Monday, September 7, 2009

Plague in Athens, 430BC Part II, continued from Part I

The Athens plague has not been identified with any known disease; albeit, it had some of the symptoms of typhus fever.

... “in this later stage most of them perished through the weakness caused by it.” "For the malady, starting from the head where it was first seated, passed down until it spread through the whole body, and if one got over the worst, it seized upon the extremities at last and left its marks there; for it attacked the privates and fingers and toes, and many escaped with the loss of these, though some lost their eyes also. In some cases the sufferer was attacked immediately after recovery by loss of memory, which extended to every object alike, so that they failed to recognize either themselves or their friends . . . And the most dreadful thing about the whole malady was not only the despondency of the victims, when they once became aware that they were sick, for their minds straightway yielded to despair and they gave themselves up for lost instead of resisting, but also the fact that they became infected by nursing one another and died like sheep . . .

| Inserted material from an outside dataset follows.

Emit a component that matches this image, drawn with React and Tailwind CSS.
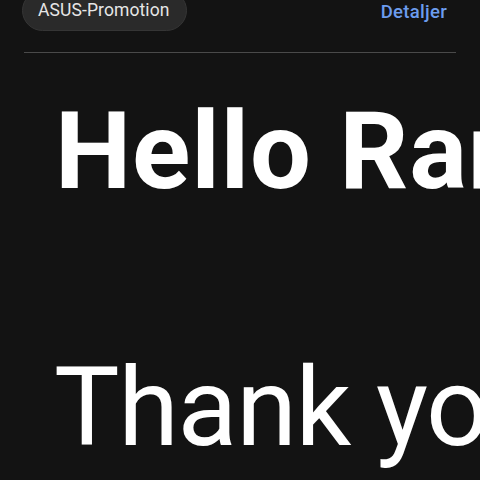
import React from 'react';

const App = () => {
  return (
    <div className="w-[480px] h-[480px] overflow-hidden bg-[#131313] font-['Roboto',sans-serif] text-white">
      <div className="flex items-center justify-between pl-[22px] pr-[33px]">
        <div className="-mt-[10px] h-[41px] flex items-end pb-[7px] pl-[15px] pr-[16px] rounded-full bg-[#2a2a2a] border border-[#353535] text-[17.5px] text-[#e6e6e6] tracking-[0.1px]">
          ASUS-Promotion
        </div>
        <a className="-mt-[6px] text-[18.5px] font-medium tracking-[0.3px] text-[#6c9cee]">Detaljer</a>
      </div>
      <div className="mx-[24px] mt-[21px] h-px bg-[#4a4a4a]" />
      <h1 className="mt-[38px] pl-[55px] whitespace-nowrap text-[108px] leading-[120px] font-bold tracking-[0.8px]">
        Hello Randi,
      </h1>
      <p className="mt-[137px] pl-[54px] whitespace-nowrap text-[110px] leading-[120px] font-normal tracking-[-1.3px]">
        Thank you
      </p>
    </div>
  );
};

export default App;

But in addition to the trouble under which they already labored, the Athenians suffered further hardship owing to the crowding into the city of the people from the country districts; and this affected the new arrivals especially. For since no houses were available for them and they had to live in huts that were stifling in the hot season, they perished in wild disorder. Bodies of dying men lay one upon another, and half-dead people rolled about in the streets and, in their longing for water, near all the fountains. The temples, too, in which they had quartered themselves where full of the corpses o those who had died in them; for the calamity which weighted upon them was so overpowering that men, not knowing what was to become of them, became careless of all law, sacred as well as profane. And the customs which they had hitherto observed regarding burial were all thrown into confusion, and they buried their dead each one as he could. And many resorted to shameless modes of burial because so many members of their households had already died that they lacked the proper funeral materials. Resorting to other people's pyres, some, anticipating those who had raised them, would put on their own dead and kindle the fire; others would throw the body they were carrying upon one which was already burning and go away."